Die Giga Group hält J2EE für ausgereifter als .Net. Als Beweis führen die Analysten bereits erprobte Plattformen wie "Websphere" von IBM oder BEAs "Weblogic" an. Obwohl die Microsoft-Software einige bewährte Elemente aus früheren Produkten enthält, sind viele neue hinzugekommen wie die .Net-Sprachenarchitektur oder die "Common Language Runtime", die ihre Stabilität erst beweisen müssen.

Des Weiteren sollte die Komplexität der zu entwickelnden Anwendungen in die Überlegungen einbezogen werden. Die MS-Werkzeuge bieten vorgefertigte Designmodelle und unterstützen die Entwicklung auf deren Basis. Doch bei komplexen Anwendungen rät die Giga Group eher zu J2EE. Begründung: Will man sich über die Java-Architektur informieren, so stehen einem gut strukturierte Plattformspezifikationen mit Zusammenfassungen zur Verfügung.
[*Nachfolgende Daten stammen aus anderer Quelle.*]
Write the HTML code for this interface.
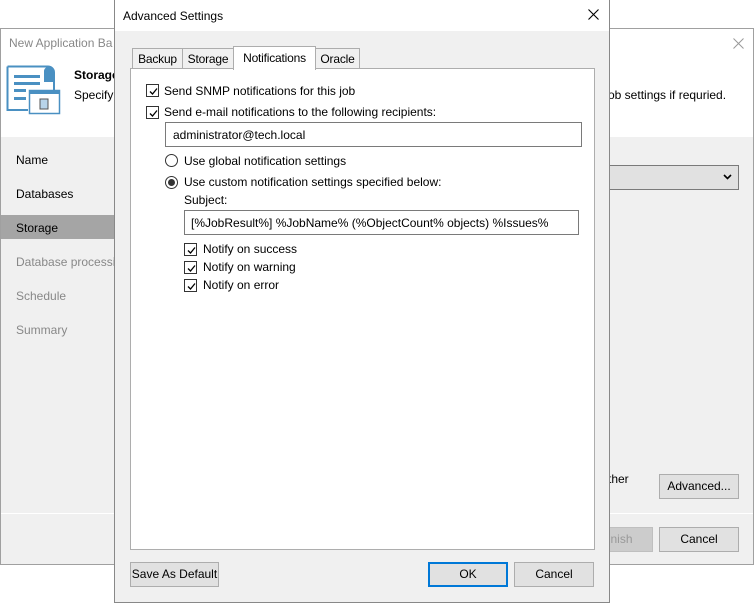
<!DOCTYPE html>
<html><head><style>
*{margin:0;padding:0;box-sizing:border-box}
body{width:754px;height:603px;background:#fff;position:relative;overflow:hidden;font-family:"Liberation Sans",sans-serif;font-size:12px;color:#000}
.a{position:absolute}
.cb{position:absolute;width:13px;height:13px;border:1px solid #333;background:#fff}
.cb svg{position:absolute;left:1px;top:1px}
.rb{position:absolute;width:13px;height:13px;border:1px solid #333;border-radius:50%;background:#fff}
.btn{position:absolute;background:#e1e1e1;border:1px solid #adadad;text-align:center;line-height:22px}
.tab{position:absolute;border:1px solid #adadad;border-bottom:none;background:#f0f0f0;text-align:center;line-height:20px;letter-spacing:-0.2px}
</style></head><body>
<!-- background window -->
<div class="a" style="left:0;top:28px;width:754px;height:537px;border:1px solid #a0a0a0;background:#f0f0f0"></div>
<div class="a" style="left:1px;top:29px;width:752px;height:108px;background:#fff"></div>
<div class="a" style="left:9px;top:36px;color:#888;font-size:12px">New Application Ba</div>
<svg class="a" style="left:733px;top:38px" width="11" height="11"><path d="M0.5 0.5 L10.5 10.5 M10.5 0.5 L0.5 10.5" stroke="#999" stroke-width="1"/></svg>
<svg class="a" style="left:6px;top:64px" width="56" height="56" viewBox="0 0 56 56">
<path d="M1.5 2.5 H42 a6 6 0 0 1 6 6 V30 M1.5 2.5 V46 H22" fill="none" stroke="#4a90c2" stroke-width="2"/>
<path d="M41 3 a7 7 0 0 1 7 7 V18 H38 V8 a5 5 0 0 1 3-5z" fill="#4a90c2"/>
<rect x="8" y="11" width="26" height="3" fill="#4a90c2"/><rect x="8" y="18" width="26" height="3" fill="#4a90c2"/>
<rect x="8" y="25" width="12" height="3" fill="#4a90c2"/><rect x="8" y="33" width="12" height="3" fill="#4a90c2"/>
<rect x="23.5" y="26.5" width="30" height="23" fill="#fff" stroke="#4a90c2" stroke-width="1.5"/>
<rect x="23" y="26" width="31" height="4" fill="#4a90c2"/>
<rect x="34" y="35" width="8" height="10" fill="#b8d4ea" stroke="#555" stroke-width="1"/>
</svg>
<div class="a" style="left:74px;top:68px;font-weight:bold">Storage</div>
<div class="a" style="left:74px;top:88px">Specify</div>
<div class="a" style="left:608px;top:88px">ob settings if requried.</div>
<div class="a" style="left:16px;top:153px">Name</div>
<div class="a" style="left:16px;top:187px">Databases</div>
<div class="a" style="left:1px;top:215px;width:120px;height:24px;background:#a5a5a5"></div>
<div class="a" style="left:16px;top:221px">Storage</div>
<div class="a" style="left:16px;top:255px;color:#888">Database processing</div>
<div class="a" style="left:16px;top:289px;color:#888">Schedule</div>
<div class="a" style="left:16px;top:323px;color:#888">Summary</div>
<div class="a" style="left:590px;top:165px;width:149px;height:25px;background:#e1e1e1;border:1px solid #7a7a7a"></div>
<svg class="a" style="left:723px;top:174px" width="9" height="6"><path d="M1 1 L4.5 4.5 L8 1" fill="none" stroke="#000" stroke-width="1.6"/></svg>
<div class="a" style="left:608px;top:472px">ther</div>
<div class="btn" style="left:659px;top:474px;width:80px;height:25px">Advanced...</div>
<div class="a" style="left:1px;top:513px;width:752px;height:1px;background:#fff"></div>
<div class="btn" style="left:580px;top:527px;width:73px;height:25px;background:#ccc;border-color:#bfbfbf;color:#999">Finish</div>
<div class="btn" style="left:659px;top:527px;width:80px;height:25px">Cancel</div>
<!-- dialog -->
<div class="a" style="left:114px;top:0;width:496px;height:603px;border:1px solid #888;background:#f0f0f0"></div>
<div class="a" style="left:115px;top:0;width:494px;height:31px;background:#fff"></div>
<div class="a" style="left:123px;top:9px">Advanced Settings</div>
<svg class="a" style="left:588px;top:9px" width="11" height="11"><path d="M0.5 0.5 L10.5 10.5 M10.5 0.5 L0.5 10.5" stroke="#000" stroke-width="1.1"/></svg>
<div class="tab" style="left:132px;top:48px;width:51px;height:21px">Backup</div>
<div class="tab" style="left:182px;top:48px;width:52px;height:21px">Storage</div>
<div class="tab" style="left:315px;top:48px;width:45px;height:21px">Oracle</div>
<div class="a" style="left:130px;top:68px;width:465px;height:482px;border:1px solid #adadad;background:#fff"></div>
<div class="tab" style="left:233px;top:46px;width:83px;height:24px;background:#fff;line-height:22px">Notifications</div>
<div class="cb" style="left:146px;top:84px"><svg width="11" height="11"><path d="M2 5.5 L4.5 8 L9 2.5" fill="none" stroke="#000" stroke-width="1.3"/></svg></div>
<div class="a" style="left:164px;top:84px">Send SNMP notifications for this job</div>
<div class="cb" style="left:146px;top:106px"><svg width="11" height="11"><path d="M2 5.5 L4.5 8 L9 2.5" fill="none" stroke="#000" stroke-width="1.3"/></svg></div>
<div class="a" style="left:164px;top:105px">Send e-mail notifications to the following recipients:</div>
<div class="a" style="left:165px;top:122px;width:417px;height:25px;border:1px solid #7a7a7a;padding:5px 0 0 7px">administrator@tech.local</div>
<div class="rb" style="left:165px;top:154px"></div>
<div class="a" style="left:184px;top:154px">Use global notification settings</div>
<div class="rb" style="left:165px;top:176px"><div class="a" style="left:2px;top:2px;width:7px;height:7px;border-radius:50%;background:#333"></div></div>
<div class="a" style="left:184px;top:175px">Use custom notification settings specified below:</div>
<div class="a" style="left:184px;top:193px">Subject:</div>
<div class="a" style="left:184px;top:210px;width:395px;height:25px;border:1px solid #7a7a7a;padding:5px 0 0 6px">[%JobResult%] %JobName% (%ObjectCount% objects) %Issues%</div>
<div class="cb" style="left:184px;top:243px"><svg width="11" height="11"><path d="M2 5.5 L4.5 8 L9 2.5" fill="none" stroke="#000" stroke-width="1.3"/></svg></div>
<div class="a" style="left:203px;top:242px">Notify on success</div>
<div class="cb" style="left:184px;top:261px"><svg width="11" height="11"><path d="M2 5.5 L4.5 8 L9 2.5" fill="none" stroke="#000" stroke-width="1.3"/></svg></div>
<div class="a" style="left:203px;top:260px">Notify on warning</div>
<div class="cb" style="left:184px;top:279px"><svg width="11" height="11"><path d="M2 5.5 L4.5 8 L9 2.5" fill="none" stroke="#000" stroke-width="1.3"/></svg></div>
<div class="a" style="left:203px;top:278px">Notify on error</div>
<div class="btn" style="left:130px;top:562px;width:89px;height:25px">Save As Default</div>
<div class="btn" style="left:428px;top:562px;width:80px;height:25px;border:2px solid #0078d7;line-height:21px">OK</div>
<div class="btn" style="left:514px;top:562px;width:80px;height:25px">Cancel</div>
</body></html>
Im Gegensatz dazu sind die einzelnen Teile der Microsoft-Architektur jeweils separat definiert und beschrieben, ohne einen Überblick über die Gesamtarchitektur.

Aufgrund der Tatsache, dass die GUI-Bibliotheken von Microsoft ausgereifter sind als die für Java, mehren sich die Stimmen der Unternehmen, die .Net eher für die Entwicklung von Frontend-Anwendungen einsetzen wollen, während sie J2EE im Backend sehen. Die Kommunikation wird durch die XML und SOAP möglich - Unterstützung dafür gibt es in beiden Modellen. Die Meta Group warnt jedoch vor Performance-Einbußen und Schwierigkeiten in der Anwendungsverwaltung. Dennoch wird eine reine J2EE- beziehungsweise .Net-Landschaft in einem Unternehmen eher die Ausnahme sein. Unternehmen wie Iona nehmen bereits ihre Chance wahr und bieten Tools an, die .Net-, Legacy- und J2EE-Anwendungen dort verbinden, wo nicht die Webservices-Standards diese Aufgabe übernehmen.